En 1997, le nouveau statut de COM a conféré aux autorités de l'île la compétence fiscale, qui fonde aujourd'hui son régime très avantageux... L'absence de fiscalité des bénéfices et des revenus profite aux grandes entreprises, plus qu'à leurs employés. Les habitants cautionnent pourtant ce régime - leur perception de la solidarité nationale serait peut-être différente si la métropole n'avait pas tenu l'île dans une indifférence durable.

Toutefois, Saint-Barthélemy n'est jamais devenu un paradis fiscal off shore. Le groupe écologiste votera cet accord qui consolide le droit existant et la lutte contre la fraude. (Applaudissements sur les bancs des groupes socialiste et républicain et RDSE).

M. Michel Magras .  - Je m'abstiendrai de rappeler l'historique, puisque cela vient d'être fait. Par délibération du 20 octobre 2009, le Conseil de l'île a demandé son changement de statut au regard du droit européen, conformément au souhait exprimé depuis longtemps.

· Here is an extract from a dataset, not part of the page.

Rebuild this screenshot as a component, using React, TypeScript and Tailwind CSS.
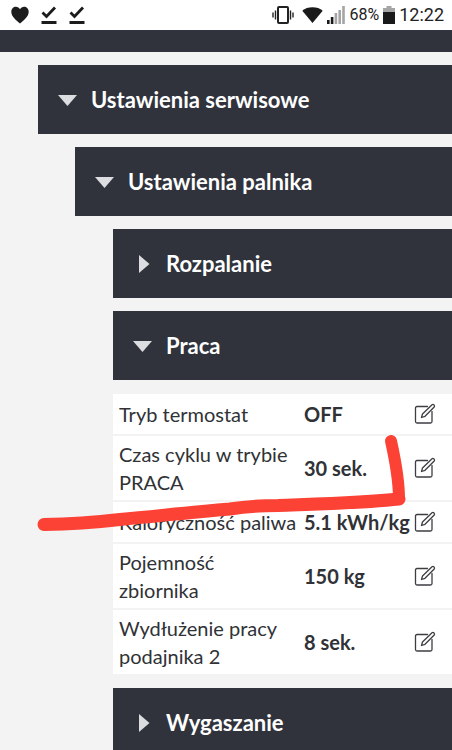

Nous voulions préserver notre droit de quai. Le PTOM nous permet de conserver les compétences douanières. Les transferts budgétaires étant très faibles, la présence de l'Union européenne se manifestait surtout à travers l'application de ses normes. Le statut de PTOM nous attribue plus de souplesse. Voilà pour la France un terrain d'expérimentation intéressant à l'heure où l'on évoque souvent l'adaptation des règles aux réalités locales.

En 2012, la COM est devenue PTOM. L'État et la collectivité souhaitaient le maintien de l'euro. L'accord signé est conforme avec l'exigence européenne de promouvoir un système financier plus sûr, plus simple et plus transparent, facteur de croissance durable. La France et Saint-Barthélemy s'engagent à faire appliquer le droit européen en matière d'épargne et de lutte contre l'évasion fiscale.

M. le rapporteur a très bien rappelé que le droit européen s'y applique déjà. Si Saint-Barthélemy devenait un paradis fiscal, l'État porterait la responsabilité car c'est lui qui reste compétent en matière bancaire et financière, et qui détermine les défiscalisations. L'échange d'informations fonctionne déjà. Quant aux nombre d'entreprises, il n'est dû qu'à l'application du droit français et au statut d'auto-entrepreneur.

Cet accord est aussi une mesure de protection pour Saint-Barthélemy. Nous ne souhaitons pas devenir vulnérables à la délinquance financière. Nous n'envisageons pas de législation sur l'épargne contraire au droit international.

Ainsi, nous souhaitons la ratification de cet accord, que nous appelions de nos voeux bien avant que la France le signe. (Applaudissements sur les bancs des groupes socialiste et républicain, écologiste et RDSE).

La discussion générale est close.

Discussion de l'article unique

L'article unique est adopté.

Le projet de loi est définitivement adopté.